During college, Johnny Long and his Orchestra recorded the song "All the Way, Choo Choo."

==Professional career==
Justice was drafted in the 16th round of the 1950 NFL draft by the Washington Redskins. His professional career was hampered and ultimately cut short by injuries.

In an exhibition game in 1952 in the Los Angeles Memorial Coliseum Justice rushed 11 times for 199 yards (18.1 average), with runs of 46, 65 and 54 yards.
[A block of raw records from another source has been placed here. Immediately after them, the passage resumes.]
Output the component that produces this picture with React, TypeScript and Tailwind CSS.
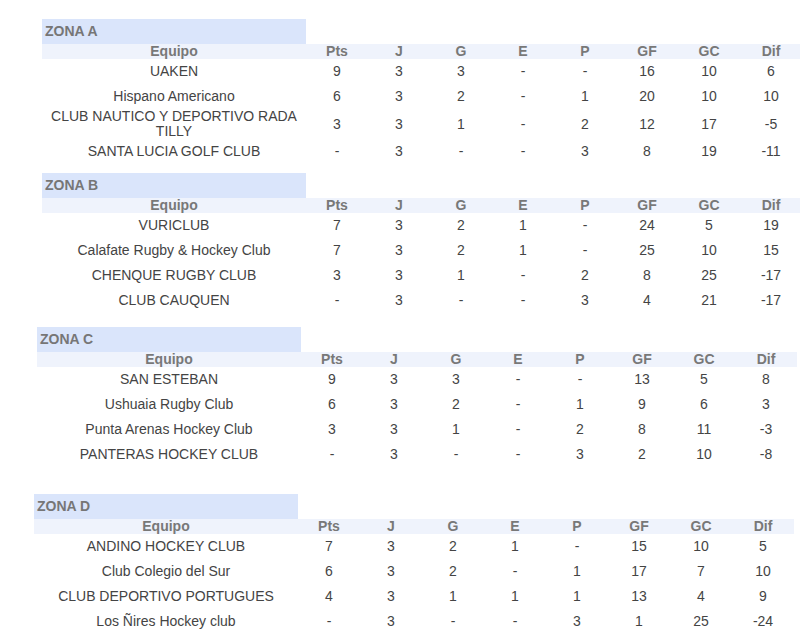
import React from "react";

type Row = [string, string, string, string, string, string, string, string, string];

const zonas: { name: string; ml: string; mt: string; rows: Row[] }[] = [
  {
    name: "ZONA A",
    ml: "ml-[42px]",
    mt: "mt-[19px]",
    rows: [
      ["UAKEN", "9", "3", "3", "-", "-", "16", "10", "6"],
      ["Hispano Americano", "6", "3", "2", "-", "1", "20", "10", "10"],
      ["CLUB NAUTICO Y DEPORTIVO RADA TILLY", "3", "3", "1", "-", "2", "12", "17", "-5"],
      ["SANTA LUCIA GOLF CLUB", "-", "3", "-", "-", "3", "8", "19", "-11"],
    ],
  },
  {
    name: "ZONA B",
    ml: "ml-[42px]",
    mt: "mt-[9px]",
    rows: [
      ["VURICLUB", "7", "3", "2", "1", "-", "24", "5", "19"],
      ["Calafate Rugby & Hockey Club", "7", "3", "2", "1", "-", "25", "10", "15"],
      ["CHENQUE RUGBY CLUB", "3", "3", "1", "-", "2", "8", "25", "-17"],
      ["CLUB CAUQUEN", "-", "3", "-", "-", "3", "4", "21", "-17"],
    ],
  },
  {
    name: "ZONA C",
    ml: "ml-[37px]",
    mt: "mt-[14px]",
    rows: [
      ["SAN ESTEBAN", "9", "3", "3", "-", "-", "13", "5", "8"],
      ["Ushuaia Rugby Club", "6", "3", "2", "-", "1", "9", "6", "3"],
      ["Punta Arenas Hockey Club", "3", "3", "1", "-", "2", "8", "11", "-3"],
      ["PANTERAS HOCKEY CLUB", "-", "3", "-", "-", "3", "2", "10", "-8"],
    ],
  },
  {
    name: "ZONA D",
    ml: "ml-[34px]",
    mt: "mt-[27px]",
    rows: [
      ["ANDINO HOCKEY CLUB", "7", "3", "2", "1", "-", "15", "10", "5"],
      ["Club Colegio del Sur", "6", "3", "2", "-", "1", "17", "7", "10"],
      ["CLUB DEPORTIVO PORTUGUES", "4", "3", "1", "1", "1", "13", "4", "9"],
      ["Los Ñires Hockey club", "-", "3", "-", "-", "3", "1", "25", "-24"],
    ],
  },
];

const headers = ["Equipo", "Pts", "J", "G", "E", "P", "GF", "GC", "Dif"];

function Zona({ z }: { z: (typeof zonas)[number] }) {
  return (
    <table
      className={`${z.ml} ${z.mt} table-fixed border-collapse w-[760px] shrink-0`}
    >
      <colgroup>
        <col className="w-[264px]" />
        {headers.slice(1).map((h) => (
          <col key={h} className="w-[62px]" />
        ))}
      </colgroup>
      <tbody>
        <tr className="h-[25px]">
          <td className="bg-[#dae5fb] p-0 pl-[3px] text-left text-[14px] leading-[15px] font-bold text-[#767676]">
            {z.name}
          </td>
          <td colSpan={8} className="p-0"></td>
        </tr>
        <tr className="h-[15px] bg-[#eff3fc]">
          {headers.map((h) => (
            <td
              key={h}
              className="p-0 text-center text-[14px] leading-[15px] font-bold text-[#787878]"
            >
              {h}
            </td>
          ))}
        </tr>
        {z.rows.map((r, i) => (
          <tr key={i} className="h-[25px]">
            {r.map((c, j) => (
              <td
                key={j}
                className={`p-0 ${j === 0 ? "px-[4px]" : ""} text-center align-middle text-[14px] leading-[15px] text-[#444444]`}
              >
                {c}
              </td>
            ))}
          </tr>
        ))}
      </tbody>
    </table>
  );
}

export default function App() {
  return (
    <div
      className="w-[800px] h-[643px] overflow-hidden bg-white flex flex-col"
      style={{ fontFamily: '"Liberation Sans", Arial, sans-serif' }}
    >
      {zonas.map((z) => (
        <Zona key={z.name} z={z} />
      ))}
    </div>
  );
}
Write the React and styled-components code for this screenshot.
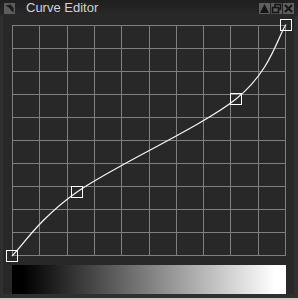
import React from "react";
import styled, { createGlobalStyle } from "styled-components";

const Global = createGlobalStyle`
  html, body { margin: 0; padding: 0; background: #d2cac4; }
  body { font-family: "Liberation Sans", Arial, sans-serif; }
`;

const Window = styled.div`
  width: 298px;
  height: 298px;
  box-sizing: border-box;
  background: #303030;
  display: flex;
  flex-direction: column;
  padding: 0 4px 4px 3px;
`;

const TitleBar = styled.div`
  height: 16px;
  margin: 0 -4px 0 -3px;
  padding: 0 4px 0 4px;
  background: linear-gradient(#1f1f1f, #292929);
  display: flex;
  align-items: center;
  gap: 0;
  flex-shrink: 0;
`;

const AppIcon = styled.div`
  width: 11px;
  height: 11px;
  background: #5c5c5c;
  display: flex;
  align-items: center;
  justify-content: center;
`;

const Title = styled.span`
  margin-left: 11px;
  font-size: 13px;
  color: #cdd3da;
  line-height: 16px;
  flex: 1;
`;

const Buttons = styled.div`
  display: flex;
  gap: 1px;
  margin-top: 1px;
`;

const WinButton = styled.div`
  width: 11px;
  height: 11px;
  background: #5f5f5f;
  display: flex;
  align-items: center;
  justify-content: center;
`;

const Panel = styled.div`
  flex: 1;
  background: #282828;
  padding: 9px 8px 0 9px;
  display: flex;
  flex-direction: column;
`;

const Graph = styled.svg`
  display: block;
  overflow: visible;
`;

const GradientBar = styled.div`
  margin-top: 9px;
  width: 274px;
  height: 29px;
  background: linear-gradient(to right, #000 4%, #fff 96%);
`;

const W = 273;
const H = 230;
const cols = 10;
const rows = 10;

const pts = [
  [0, 231],
  [65, 167],
  [224, 74],
  [274, -0.5],
];

function catmull(p) {
  const ext = [p[0], ...p, p[p.length - 1]];
  let d = `M${p[0][0]} ${p[0][1]}`;
  for (let i = 1; i < ext.length - 2; i++) {
    const p0 = ext[i - 1], p1 = ext[i], p2 = ext[i + 1], p3 = ext[i + 2];
    const c1 = [p1[0] + (p2[0] - p0[0]) / 6, p1[1] + (p2[1] - p0[1]) / 6];
    const c2 = [p2[0] - (p3[0] - p1[0]) / 6, p2[1] - (p3[1] - p1[1]) / 6];
    d += ` C${c1[0].toFixed(1)} ${c1[1].toFixed(1)} ${c2[0].toFixed(1)} ${c2[1].toFixed(1)} ${p2[0]} ${p2[1]}`;
  }
  return d;
}

export default function App() {
  const vLines = Array.from({ length: cols + 1 }, (_, i) => Math.round((i * W) / cols) + 0.5);
  const hLines = Array.from({ length: rows + 1 }, (_, j) => Math.round((j * H) / rows) + 0.5);
  return (
    <>
      <Global />
      <Window>
        <TitleBar>
          <AppIcon>
            <svg width="11" height="11" viewBox="0 0 11 11">
              <path d="M1.5 2.5 L6.5 1.5 L9.5 5 L9.5 9.5 L7.5 8 L5.5 5 Z" fill="#1b1b1b" />
            </svg>
          </AppIcon>
          <Title>Curve Editor</Title>
          <Buttons>
            <WinButton>
              <svg width="11" height="11" viewBox="0 0 11 11">
                <path d="M1 10 L5.5 1 L10 10 Z" fill="#151515" />
              </svg>
            </WinButton>
            <WinButton>
              <svg width="11" height="11" viewBox="0 0 11 11">
                <rect x="4" y="1.5" width="5.5" height="4.5" fill="none" stroke="#151515" strokeWidth="1.6" />
                <rect x="1.5" y="4.5" width="6" height="5" fill="#5f5f5f" stroke="#151515" strokeWidth="1.6" />
              </svg>
            </WinButton>
            <WinButton>
              <svg width="11" height="11" viewBox="0 0 11 11">
                <path d="M2 2 L9 9 M9 2 L2 9" stroke="#151515" strokeWidth="2" />
              </svg>
            </WinButton>
          </Buttons>
        </TitleBar>
        <Panel>
          <Graph width={W + 1} height={H + 1} viewBox={`0 0 ${W + 1} ${H + 1}`}>
            {vLines.map((x) => (
              <line key={"v" + x} x1={x} y1={0} x2={x} y2={H + 1} stroke="#7f7f7f" strokeWidth="1" />
            ))}
            {hLines.map((y) => (
              <line key={"h" + y} x1={0} y1={y} x2={W + 1} y2={y} stroke="#7f7f7f" strokeWidth="1" />
            ))}
            <path d={catmull(pts)} fill="none" stroke="#f2f2f2" strokeWidth="1.3" />
            {pts.map(([x, y], i) => (
              <rect
                key={i}
                x={Math.round(x) - 5.5}
                y={Math.round(y) - 5.5}
                width="11"
                height="11"
                fill="none"
                stroke="#ffffff"
                strokeWidth="1"
              />
            ))}
          </Graph>
          <GradientBar />
        </Panel>
      </Window>
    </>
  );
}
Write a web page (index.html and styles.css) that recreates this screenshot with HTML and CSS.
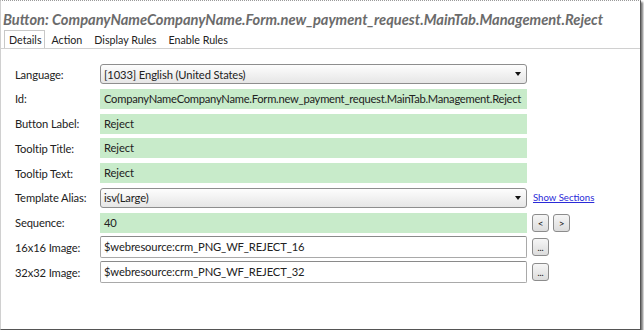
FILE: index.html
```html
<!DOCTYPE html>
<html>
<head>
<meta charset="utf-8">
<link rel="stylesheet" href="styles.css">
</head>
<body>
<div class="frame">
  <h1 class="title">Button: CompanyNameCompanyName.Form.new_payment_request.MainTab.Management.Reject</h1>
  <div class="tabs">
    <span class="tab active">Details</span>
    <span class="tab">Action</span>
    <span class="tab">Display Rules</span>
    <span class="tab">Enable Rules</span>
  </div>
  <div class="panel">
    <div class="form">
      <label class="lbl">Language:</label>
      <div class="select"><span>[1033] English (United States)</span><span class="arrow"></span></div>
      <div class="extra"></div>

      <label class="lbl">Id:</label>
      <div class="green id">CompanyNameCompanyName.Form.new_payment_request.MainTab.Management.Reject</div>
      <div class="extra"></div>

      <label class="lbl">Button Label:</label>
      <div class="green">Reject</div>
      <div class="extra"></div>

      <label class="lbl">Tooltip Title:</label>
      <div class="green">Reject</div>
      <div class="extra"></div>

      <label class="lbl">Tooltip Text:</label>
      <div class="green">Reject</div>
      <div class="extra"></div>

      <label class="lbl">Template Alias:</label>
      <div class="select"><span>isv(Large)</span><span class="arrow"></span></div>
      <div class="extra"><a class="link" href="#">Show Sections</a></div>

      <label class="lbl">Sequence:</label>
      <div class="green">40</div>
      <div class="extra"><span class="btn">&lt;</span><span class="btn">&gt;</span></div>

      <label class="lbl">16x16 Image:</label>
      <div class="input">$webresource:crm_PNG_WF_REJECT_16</div>
      <div class="extra"><span class="btn dots">...</span></div>

      <label class="lbl">32x32 Image:</label>
      <div class="input">$webresource:crm_PNG_WF_REJECT_32</div>
      <div class="extra"><span class="btn dots">...</span></div>
    </div>
  </div>
</div>
</body>
</html>
```

FILE: styles.css
```css
html, body {
  margin: 0;
  padding: 0;
  background: #ffffff;
}
body {
  font-family: Lato, "Open Sans", sans-serif;
  color: #222;
}
.frame {
  box-sizing: border-box;
  width: 641px;
  height: 330px;
  border-top: 1px dotted #9a9a9a;
  border-left: 1px solid #d0d0d0;
  border-right: 1px solid #555;
  border-bottom: 1px solid #555;
  box-shadow: 2px 2px 2px #777;
  display: flex;
  flex-direction: column;
  background: #fff;
}
.title {
  margin: 0;
  padding: 10px 0 0 2px;
  height: 20px;
  font-size: 14.65px;
  font-weight: bold;
  font-style: italic;
  color: #6b6b6b;
  line-height: 18px;
  white-space: nowrap;
}
.tabs {
  display: flex;
  align-items: flex-end;
  height: 17px;
  padding-left: 3px;
  font-size: 10.7px;
  line-height: 15px;
}
.tab {
  padding: 1px 6px 1px 6px;
  color: #222;
}
.tab.active {
  border: 1px solid #c8c8c8;
  border-bottom: none;
  background: #fff;
  padding: 1px 2px 1px 4px;
  margin-right: 1px;
}
.panel {
  flex: 1;
  border-top: 1px solid #d0d0d0;
  padding: 15px 0 0 14px;
}
.form {
  display: grid;
  grid-template-columns: 85px 427px auto;
  grid-auto-rows: 20px;
  row-gap: 4.75px;
  align-items: center;
  font-size: 11.2px;
  letter-spacing: -0.12px;
}
.lbl {
  color: #222;
}
.green {
  background: #c8ebca;
  height: 20px;
  line-height: 20px;
  padding-left: 4px;
  white-space: nowrap;
  overflow: hidden;
}
.green.id {
  letter-spacing: -0.26px;
}
.select {
  box-sizing: border-box;
  height: 20px;
  border: 1px solid #8e8e8e;
  border-radius: 3px;
  background: linear-gradient(#fdfdfd, #e6e6e6);
  display: flex;
  align-items: center;
  justify-content: space-between;
  padding: 0 5px 0 3px;
}
.arrow {
  width: 0;
  height: 0;
  border-left: 3px solid transparent;
  border-right: 3px solid transparent;
  border-top: 4px solid #111;
}
.input {
  box-sizing: border-box;
  height: 22px;
  line-height: 20px;
  border: 1px solid #a9a9a9;
  border-top-color: #8a8a8a;
  border-radius: 2px;
  padding-left: 3px;
  background: #fff;
}
.extra {
  display: flex;
  align-items: center;
  gap: 4px;
  padding-left: 5px;
}
.link {
  font-size: 9.6px;
  letter-spacing: 0;
  color: #2a2ad8;
  text-decoration: underline;
  margin-left: 1px;
}
.btn {
  box-sizing: border-box;
  width: 17px;
  height: 18px;
  border: 1px solid #8c8c8c;
  border-radius: 3px;
  background: linear-gradient(#f6f6f6, #dcdcdc);
  display: flex;
  align-items: center;
  justify-content: center;
  font-size: 10px;
  line-height: 1;
  color: #111;
}
.btn.dots {
  align-items: flex-end;
  padding-bottom: 3px;
  font-size: 9px;
}
```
He sustained a broken arm in the third quarter.

==NFL career statistics==

Legend
| Bold | Career high |

| Year | Team | Games |  | Rushing |  |  |  |  | Receiving |  |  |  |  |
| GP | GS | Att | Yds | Avg | Lng | TD | Rec | Yds | Avg | Lng | TD |
| 1950 | WAS | 8 | 7 | 59 | 285 | 4.8 | 71 | 0 | 19 | 180 | 9.5 | 37 | 2 |
| 1952 | WAS | 11 | 3 | 36 | 129 | 3.6 | 26 | 0 | 11 | 106 | 9.6 | 15 | 1 |
| 1953 | WAS | 12 | 12 | 115 | 616 | 5.4 | 43 | 2 | 22 | 434 | 19.7 | 54 | 2 |
| 1954 | WAS | 12 | 8 | 56 | 254 | 4.5 | 50 | 1 | 11 | 242 | 22.0 | 80 | 2 |
|  |  | 43 | 30 | 266 | 1,284 | 4.8 | 71 | 3 | 63 | 962 | 15.3 | 80 | 7 |

==After football==
After football, Justice owned an insurance firm. He and his wife, Sarah, had a son, Ronnie, and a daughter, Barbara. He died in 2003. In 1970, the University of North Carolina dedicated a section of its athletic center in his name, calling it the Charlie Justice Hall of Honor. Justice Street in Chapel Hill, NC is named after him, as is the Justice Center on the campus of the University of North Carolina at Asheville in his hometown. He was also named one of the all time 70 Greatest Redskins. In 1999, Sports Illustrated named Justice the 14th Greatest North Carolina Sports Figure. The 22 (his jersey number at UNC) yard line hashmarks at Kenan Memorial Stadium are colored blue in his honor.

The novel Everybody's All-American by Frank Deford had as its protagonist Gavin "The Ghost" Grey, a star running back at UNC who was drafted by the Redskins but saw his pro career dashed by injuries, and thought to be inspired by Justice. Deford has denied that Grey was based on any particular college football player (specifically ruling out both Justice and Billy Cannon, another contemporary star halfback, as the film version of the novel shifted the setting to Cannon's alma mater of Louisiana State University) and instead was derived from a composite of former athletes he had met during his career as a journalist.